Here's a possible RIM snippet:

/* tweak image names for slightly larger screens */
@media(min-width:640px) {

    /* The page layout means a larger image should be used for the header profile pic. */
    header .profile-pic {
        name: name + "_large";
    }

    /* Perhaps at this point our page changes from a 1 column, max 400px column
       to a 2-column grid, with each column at 320px.
       Use a regex function available as part of RIM to change the image name. */
    article img {
        name: replace(name, "^([A-Z0-9\-]*)_[0-9]+$" + "\1_320");
    }
}

/* all images are given a _2x suffix, regardless of device width */
@media(min-device-pixel-ratio: 2) {
    extension: "_2x" + extension;
}

Flexibility of use

The idea is to allow developers to create their own workflows and conventions.

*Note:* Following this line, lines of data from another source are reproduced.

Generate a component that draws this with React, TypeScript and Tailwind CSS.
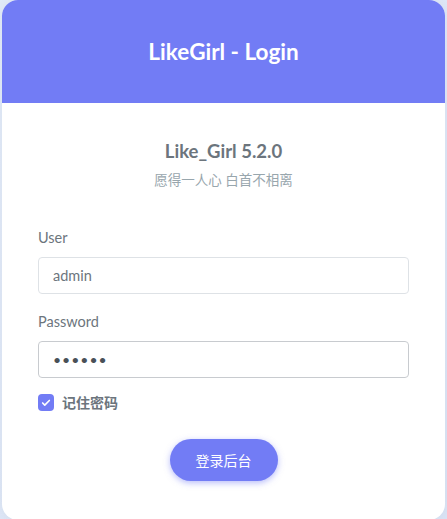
import { Check } from "lucide-react"

export default function App() {
    return (
        <div className="min-h-[519px] w-full bg-[linear-gradient(135deg,#e3ebf9,#dae4f6)] px-[2px] pb-[3px] [font-family:Lato,'Noto_Sans_CJK_SC',sans-serif]">
            <div className="w-full overflow-hidden rounded-2xl bg-white shadow-[0_0_12px_rgba(154,161,171,0.15)]">
                <div className="flex h-[103px] items-center justify-center bg-[#727cf5]">
                    <h1 className="text-[22.5px] font-bold text-white">LikeGirl - Login</h1>
                </div>

                <div className="px-9 pt-[36px] pb-[39px]">
                    <div className="flex flex-col items-center">
                        <h2 className="text-[18.5px] font-bold leading-6 text-[#6c757d]">Like_Girl 5.2.0</h2>
                        <p className="mt-[7px] text-[13.5px] text-[#98a6ad]">愿得一人心 白首不相离</p>
                    </div>

                    <div className="mt-[38px] flex flex-col">
                        <label className="text-[14.5px] leading-5 text-[#6c757d]">User</label>
                        <div className="mt-[9px] flex h-[37px] items-center rounded border border-[#dee2e6] px-[14px] text-[14.5px] text-[#6c757d]">admin</div>

                        <label className="mt-[18px] text-[14.5px] leading-5 text-[#6c757d]">Password</label>
                        <div className="mt-[9px] flex h-[37px] items-center rounded border border-[#c8cbcf] px-[14px] text-[14px] tracking-[1px] text-[#495057]">••••••</div>

                        <div className="mt-[14px] flex items-center gap-2">
                            <span className="flex h-[17px] w-[16px] items-center justify-center rounded bg-[#727cf5]">
                                <Check className="h-[10px] w-[10px] text-white" strokeWidth={4} />
                            </span>
                            <span className="text-[14px] font-bold text-[#6c757d]">记住密码</span>
                        </div>

                        <div className="mt-[26px] flex justify-center">
                            <button className="h-[42px] w-[108px] rounded-full bg-[#727cf5] text-[14px] text-white shadow-[0_2px_6px_0_rgba(114,124,245,0.5)]">登录后台</button>
                        </div>
                    </div>
                </div>
            </div>
        </div>
    )
}
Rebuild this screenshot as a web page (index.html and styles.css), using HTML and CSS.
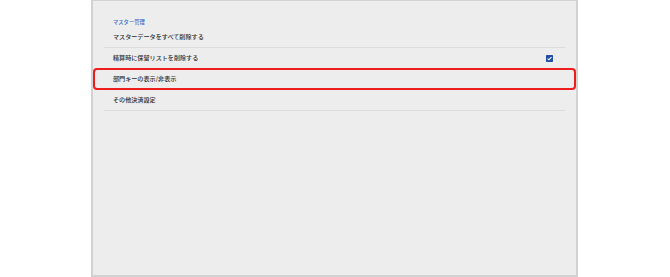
FILE: index.html
```html
<!DOCTYPE html>
<html lang="ja">
<head>
<meta charset="utf-8">
<link rel="stylesheet" href="styles.css">
</head>
<body>
<div class="frame">
  <div class="section">
    <div class="section-title">マスター管理</div>
    <ul class="list">
      <li class="row"><span class="label">マスターデータをすべて削除する</span></li>
      <li class="row"><span class="label">精算時に保留リストを削除する</span>
        <svg class="check" viewBox="0 0 7 7" width="7" height="7"><rect width="7" height="7" rx="0.8" fill="#1f4ea3"/><path d="M1.6 3.6 L2.9 4.8 L5.5 2.1" fill="none" stroke="#fff" stroke-width="1.1"/></svg>
      </li>
      <li class="row highlighted"><span class="label">部門キーの表示/非表示</span></li>
      <li class="row"><span class="label">その他決済設定</span></li>
    </ul>
  </div>
</div>
</body>
</html>
```
FILE: styles.css
```css
html, body {
  margin: 0;
  padding: 0;
  background: #ffffff;
}
body {
  font-family: "Noto Sans CJK JP", "Noto Sans", sans-serif;
  color: #2e2e2e;
}
.frame {
  box-sizing: border-box;
  margin-left: 91px;
  width: 487px;
  height: 277px;
  background: #ededed;
  border: 2px solid #d2d2d2;
  border-top-width: 1px;
  position: relative;
}
.section {
  padding: 16px 11px 0 11px;
}
.section-title {
  height: 10px;
  line-height: 10px;
  font-size: 5.3px;
  font-weight: 500;
  color: #3b6fc9;
  padding-left: 9px;
}
.list {
  list-style: none;
  margin: 0;
  padding: 0;
}
.row {
  display: flex;
  align-items: center;
  justify-content: space-between;
  height: 20px;
  border-bottom: 1px solid #dcdcdc;
  padding: 0 12px 0 9px;
  font-size: 6.1px;
  font-weight: 500;
}
.label {
  line-height: 10px;
}
.check {
  display: block;
}
.highlighted {
  position: relative;
}
.highlighted::after {
  content: "";
  position: absolute;
  left: -11px;
  right: -11px;
  top: -1px;
  bottom: -1px;
  border: 2px solid #ee1c1c;
  border-radius: 4px;
  box-sizing: border-box;
}
```
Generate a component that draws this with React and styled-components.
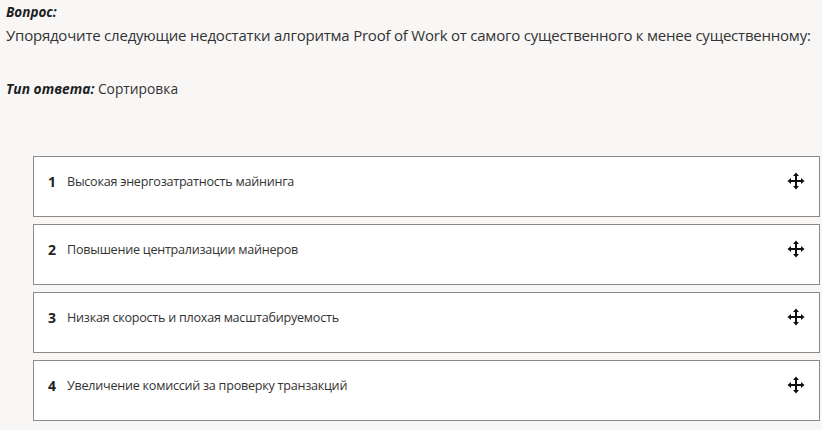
import React from "react"
import styled, { createGlobalStyle } from "styled-components"

const Global = createGlobalStyle`
  html, body {
    margin: 0;
    padding: 0;
    background: #f8f7f6;
  }
  body {
    font-family: 'Open Sans', 'Noto Sans', sans-serif;
    color: #333333;
  }
`

const Page = styled.div`
  width: 822px;
  height: 430px;
  overflow: hidden;
  padding: 3px 0 0 6px;
  box-sizing: border-box;
`

const Label = styled.div`
  font-weight: 700;
  font-style: italic;
  font-size: 13.5px;
  line-height: 18px;
  color: #1f1f1f;
`

const Question = styled.div`
  font-size: 15px;
  line-height: 22px;
  color: #333;
  letter-spacing: -0.22px;
  white-space: nowrap;
  margin-top: 3px;
`

const AnswerType = styled.div`
  font-size: 13.8px;
  line-height: 18px;
  margin-top: 34px;
  color: #333;
  b {
    font-weight: 700;
    font-style: italic;
    color: #1f1f1f;
  }
`

const List = styled.div`
  display: flex;
  flex-direction: column;
  gap: 7px;
  margin: 58px 0 0 27px;
  width: 787px;
`

const Item = styled.div`
  display: flex;
  align-items: flex-start;
  height: 61px;
  box-sizing: border-box;
  background: #ffffff;
  border: 1px solid #8a8a8a;
  padding: 16px 14px 0 14px;
`

const Num = styled.span`
  font-weight: 700;
  font-size: 14px;
  line-height: 18px;
  color: #222;
  width: 19px;
`

const Text = styled.span`
  flex: 1;
  font-size: 12.6px;
  line-height: 18px;
  letter-spacing: -0.25px;
  color: #333;
`

const Handle = styled.svg`
  width: 18px;
  height: 18px;
  margin-top: -1px;
`

const MoveIcon = () => (
  <Handle viewBox="0 0 18 18">
    <path d="M9 3v12M3 9h12" stroke="#111" strokeWidth="2" />
    <path d="M9 0.5L6 4h6zM9 17.5L6 14h6zM0.5 9L4 6v6zM17.5 9L14 6v6z" fill="#111" />
  </Handle>
)

const items = [
  "Высокая энергозатратность майнинга",
  "Повышение централизации майнеров",
  "Низкая скорость и плохая масштабируемость",
  "Увеличение комиссий за проверку транзакций",
]

export default function App() {
  return (
    <>
      <Global />
      <Page>
        <Label>Вопрос:</Label>
        <Question>
          Упорядочите следующие недостатки алгоритма Proof of Work от самого существенного к менее существенному:
        </Question>
        <AnswerType>
          <b>Тип ответа:</b> Сортировка
        </AnswerType>
        <List>
          {items.map((t, i) => (
            <Item key={i}>
              <Num>{i + 1}</Num>
              <Text>{t}</Text>
              <MoveIcon />
            </Item>
          ))}
        </List>
      </Page>
    </>
  )
}
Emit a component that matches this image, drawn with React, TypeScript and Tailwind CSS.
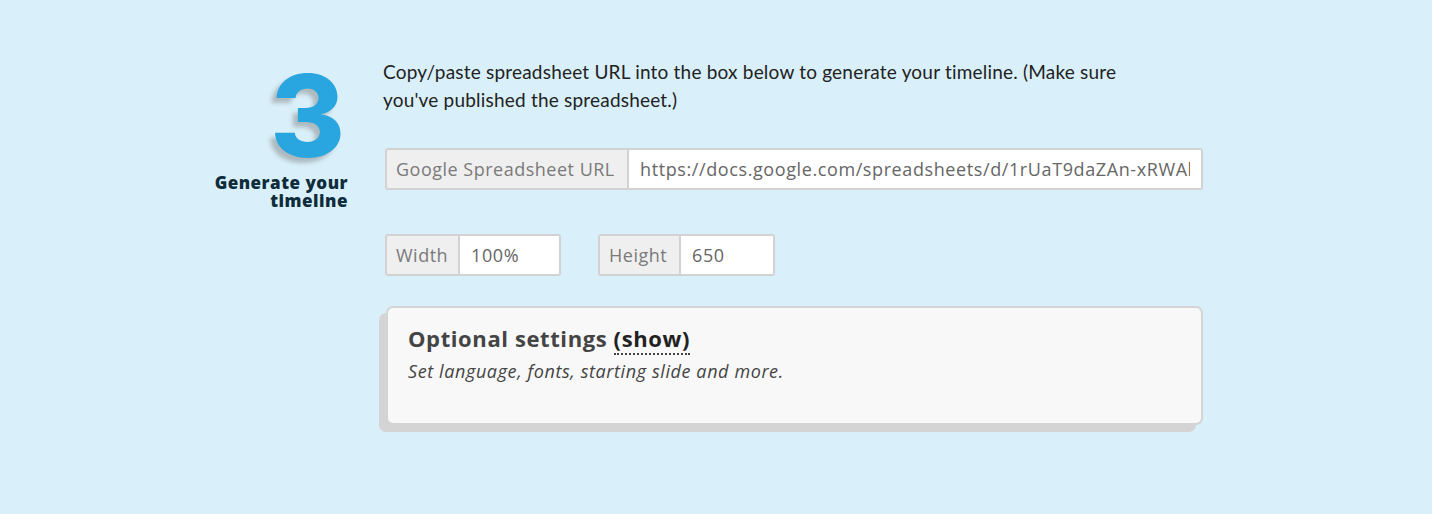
import React from 'react';

const sans = { fontFamily: '"Open Sans", "Liberation Sans", sans-serif' };

function AddonField({
  label,
  value,
  labelW,
  inputW,
}: {
  label: string;
  value: string;
  labelW: string;
  inputW: string;
}) {
  return (
    <div className="flex h-[42px] rounded-[3px] border-2 border-[#d2d2d2] overflow-hidden">
      <span
        className={`${labelW} flex items-center pl-[9px] bg-[#efefef] border-r-2 border-[#d2d2d2] text-[18px] tracking-[0.5px] text-[#7a7a7a] whitespace-nowrap`}
      >
        {label}
      </span>
      <input
        readOnly
        value={value}
        className={`${inputW} min-w-0 bg-white px-[11px] text-[18px] tracking-[0.6px] text-[#666] outline-none`}
      />
    </div>
  );
}

export default function App() {
  return (
    <div className="min-h-[514px] w-full bg-[#d9f0fa]" style={sans}>
      <div className="flex pt-[58px]">
        <div className="w-[348px] shrink-0 flex flex-col items-end">
          <div
            className="text-[114px] leading-[88px] font-extrabold text-[#29a6df] pr-[3px] mt-[14px] mb-[14px]"
            style={{ textShadow: '-5px 5px 4px rgba(120,120,120,0.45)', fontFamily: 'Inter, sans-serif' }}
          >
            3
          </div>
          <h3 className="text-right text-[17px] leading-[18px] font-extrabold tracking-[0.5px] text-[#0e2c3a]">
            Generate your
            <br />
            timeline
          </h3>
        </div>

        <div className="ml-[35px] w-[820px]">
          <p
            className="w-[785px] text-[19px] leading-[28px] tracking-[0.2px] text-[#222]"
            style={{ fontFamily: 'Lato, sans-serif' }}
          >
            Copy/paste spreadsheet URL into the box below to generate your timeline. (Make sure you've
            published the spreadsheet.)
          </p>

          <div className="mt-[34px] ml-[2px]">
            <AddonField
              label="Google Spreadsheet URL"
              value="https://docs.google.com/spreadsheets/d/1rUaT9daZAn-xRWAhBmEcvx2Hd"
              labelW="w-[242px]"
              inputW="flex-1"
            />
          </div>

          <div className="mt-[44px] ml-[2px] flex gap-[37px]">
            <AddonField label="Width" value="100%" labelW="w-[73px]" inputW="w-[99px]" />
            <AddonField label="Height" value="650" labelW="w-[81px]" inputW="w-[92px]" />
          </div>

          <div className="mt-[30px] ml-[3px] rounded-[7px] border-2 border-[#d4d4d4] bg-[#f8f8f8] shadow-[-7px_7px_0_#d4d4d4] h-[119px] px-[20px] pt-[14px]">
            <h4 className="text-[22px] font-bold tracking-[0.6px] text-[#444]">
              Optional settings{' '}
              <span className="text-[#222] border-b-2 border-dotted border-[#444]">(show)</span>
            </h4>
            <p className="mt-[3px] text-[18px] italic tracking-[0.6px] text-[#444]">
              Set language, fonts, starting slide and more.
            </p>
          </div>
        </div>
      </div>
    </div>
  );
}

  • If the images are in folders called small, medium, large: manipulate the path() array
  • If the images are appended with "-small", "-medium", "-large": manipulate the image name

...Hopefully you get the idea.

Disclaimer

This is simply an idea, not a completely thought through proposal! However, I am interested in feedback around the concept.

  • Would a markup-separated way of describing a website's image sizing/naming strategy help the responsive image problem?
  • Is the use of the src as a base/candidate/representative, alongside the continued use of the alt attribute, enough for semantic integrity?